DATA LINES —
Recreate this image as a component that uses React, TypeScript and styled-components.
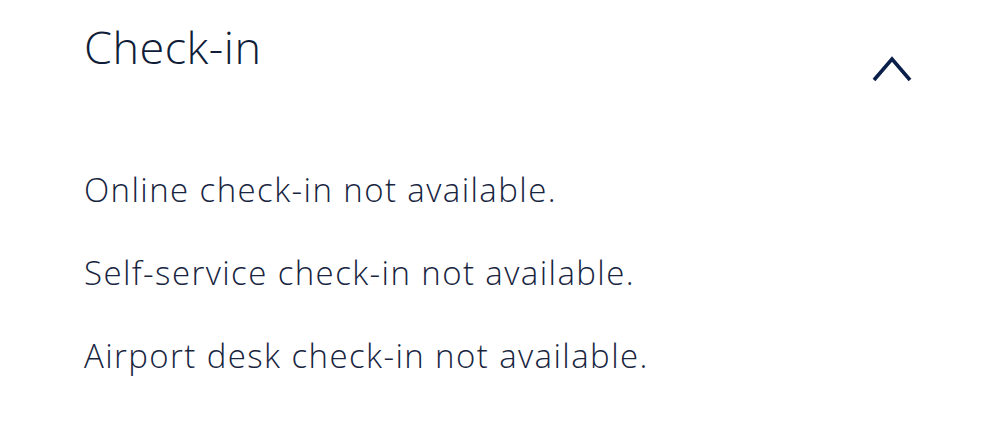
import React from 'react'
import styled, { createGlobalStyle } from 'styled-components'

const GlobalStyle = createGlobalStyle`
  html, body {
    margin: 0;
    padding: 0;
    background: #fff;
  }
  body {
    font-family: 'Open Sans', 'Noto Sans', sans-serif;
    color: #17243d;
  }
`

const Panel = styled.section`
  width: 1000px;
  height: 444px;
  box-sizing: border-box;
  padding: 18px 88px 0 84px;
  background: #fff;
`

const Header = styled.div`
  display: flex;
  justify-content: space-between;
  align-items: flex-start;
`

const Title = styled.h2`
  margin: 0;
  font-size: 45px;
  font-weight: 300;
  line-height: 58px;
  letter-spacing: 0.5px;
  color: #0f1d38;
`

const Toggle = styled.button`
  border: 0;
  padding: 0;
  margin-top: 37px;
  background: none;
  display: flex;
  cursor: pointer;
`

const List = styled.div`
  display: flex;
  flex-direction: column;
  gap: 39px;
  margin-top: 85px;
`

const Line = styled.p`
  margin: 0;
  font-size: 33px;
  font-weight: 300;
  line-height: 44px;
  letter-spacing: 1.4px;
  color: #18253f;
`

export default function App() {
  return (
    <>
      <GlobalStyle />
      <Panel>
        <Header>
          <Title>Check-in</Title>
          <Toggle aria-label='Collapse'>
            <svg width='40' height='28' viewBox='0 0 40 28'>
              <path
                d='M2 25 L20 4 L38 25'
                fill='none'
                stroke='#0b1f4b'
                strokeWidth='3.6'
                strokeLinejoin='miter'
              />
            </svg>
          </Toggle>
        </Header>
        <List>
          <Line>Online check-in not available.</Line>
          <Line>Self-service check-in not available.</Line>
          <Line>Airport desk check-in not available.</Line>
        </List>
      </Panel>
    </>
  )
}
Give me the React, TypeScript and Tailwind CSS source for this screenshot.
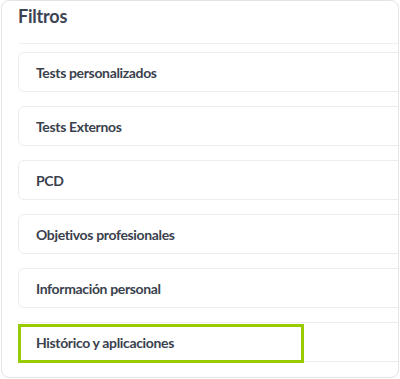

DIRECTION — Give back the whole listing as it stands, minus its pictures.

WORKED ANSWER —
Recreate this image as a component that uses React, TypeScript and styled-components.
import React from 'react'
import styled, { createGlobalStyle } from 'styled-components'

const GlobalStyle = createGlobalStyle`
  html, body {
    margin: 0;
    padding: 0;
    background: #fff;
  }
  body {
    font-family: 'Open Sans', 'Noto Sans', sans-serif;
    color: #17243d;
  }
`

const Panel = styled.section`
  width: 1000px;
  height: 444px;
  box-sizing: border-box;
  padding: 18px 88px 0 84px;
  background: #fff;
`

const Header = styled.div`
  display: flex;
  justify-content: space-between;
  align-items: flex-start;
`

const Title = styled.h2`
  margin: 0;
  font-size: 45px;
  font-weight: 300;
  line-height: 58px;
  letter-spacing: 0.5px;
  color: #0f1d38;
`

const Toggle = styled.button`
  border: 0;
  padding: 0;
  margin-top: 37px;
  background: none;
  display: flex;
  cursor: pointer;
`

const List = styled.div`
  display: flex;
  flex-direction: column;
  gap: 39px;
  margin-top: 85px;
`

const Line = styled.p`
  margin: 0;
  font-size: 33px;
  font-weight: 300;
  line-height: 44px;
  letter-spacing: 1.4px;
  color: #18253f;
`

export default function App() {
  return (
    <>
      <GlobalStyle />
      <Panel>
        <Header>
          <Title>Check-in</Title>
          <Toggle aria-label='Collapse'>
            <svg width='40' height='28' viewBox='0 0 40 28'>
              <path
                d='M2 25 L20 4 L38 25'
                fill='none'
                stroke='#0b1f4b'
                strokeWidth='3.6'
                strokeLinejoin='miter'
              />
            </svg>
          </Toggle>
        </Header>
        <List>
          <Line>Online check-in not available.</Line>
          <Line>Self-service check-in not available.</Line>
          <Line>Airport desk check-in not available.</Line>
        </List>
      </Panel>
    </>
  )
}
Give me the React, TypeScript and Tailwind CSS source for this screenshot.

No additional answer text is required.